さて、先日芥川賞と直木賞が発表された。芥川賞は磯崎憲一郎さんの『終の住処(ついのすみか)』に決まった。新宿の紀伊国屋で単行本を今日買い求め読んでみたが、正直言うと、クエッションマークという感じだった。この作品は結婚当初からあまり上手くいっていない夫婦関係がテーマになっているが、私が未婚だからよく理解できないのだろうかとも思った。この作品に比べると、前回の芥川賞受賞作で、派遣社員で29歳独身女性の生活を精緻に描いた津村紀久子さんの『ポトスライムの舟』のほうが、同じ現代世相を描いていても私にはリアリティーがあって、わかりやすかった。

『終の住処』で一箇所、私が共感した部分がある。
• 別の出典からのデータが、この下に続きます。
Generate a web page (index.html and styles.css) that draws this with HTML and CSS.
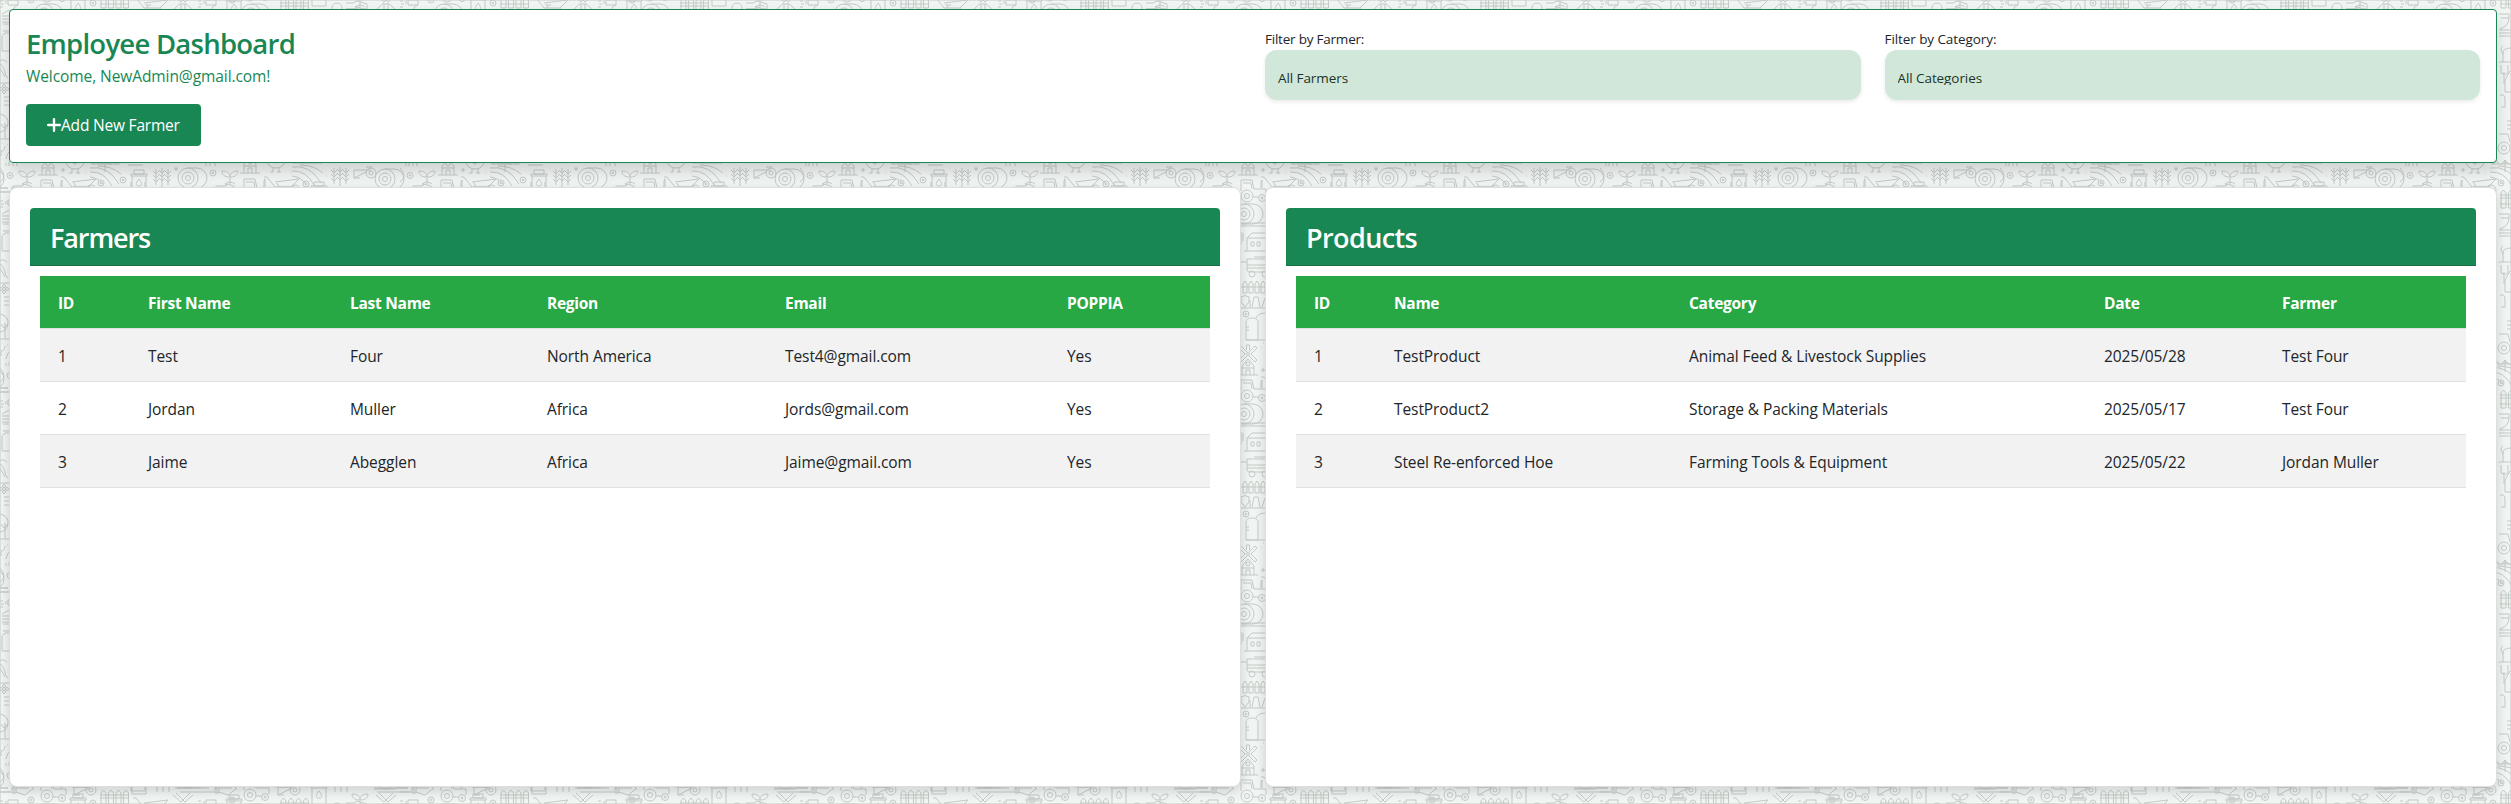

主人公の夫が漏らす言葉であるが「まったく不思議なことだったが、人生にとってはとうてい重要とは思えないようなもの、無いなら無いにこしたことはないようなものたちによって、かろうじて人生そのものが存続しているのだった。」。とうてい重要でないもの、無いならないにこしたことのないものとは、「若いころの営業と接待の日々」「上司の罵声」「深夜残業」「家計のやりくり」「赤ん坊の夜泣き」「寝不足のまま朝起きあがることの辛さ」「どうしても抜け出すことのできない不倫関係」「自己嫌悪」etcとある。要するに、日常のことだ。

私はこの部分を読んだとき、小津安二郎作品のことを思い出した。小津作品は見慣れないと、何が面白いのかよくわからない。私もそうだった。彼の作品はどれも、普通の家庭で起こる日常風景をただ淡々と描き出しているようにしか最初は見えない。でも何度か観てだんだん慣れてくると、「日常風景を注意深く観察する」、ただそれだけが小津作品の見方であることがわかってくる。日常風景を注意深く観察すると何が見えてくるのかと言うと、日常というのは事の大小に係わらず、家族の決断と変化の日々であることが見えてくるのである。

磯崎さんが言うように、人生は重要でないもの、無駄なものの積み重ねなのだろうと思う。人生を大きく左右したり、生死に係るような重大な出来事、またはそれに関する決断を我々は、生きているうちに何回するのだろうか。どうだろう、ほとんどの人は片手に余るくらいしかないのではなかろうか。そして人生の9割9分は多分、取るに足らないささいなこと、無為に思えることから出来上がっているような気がする。でも、そのささいなこと、無為に思えること一つ一つに実はそれなりの意味があり、それらが知らない間に我々の人生を形作っているではないだろうか。


写真は今日午後3時頃の新宿駅東口。雲一つない青空が広がっている。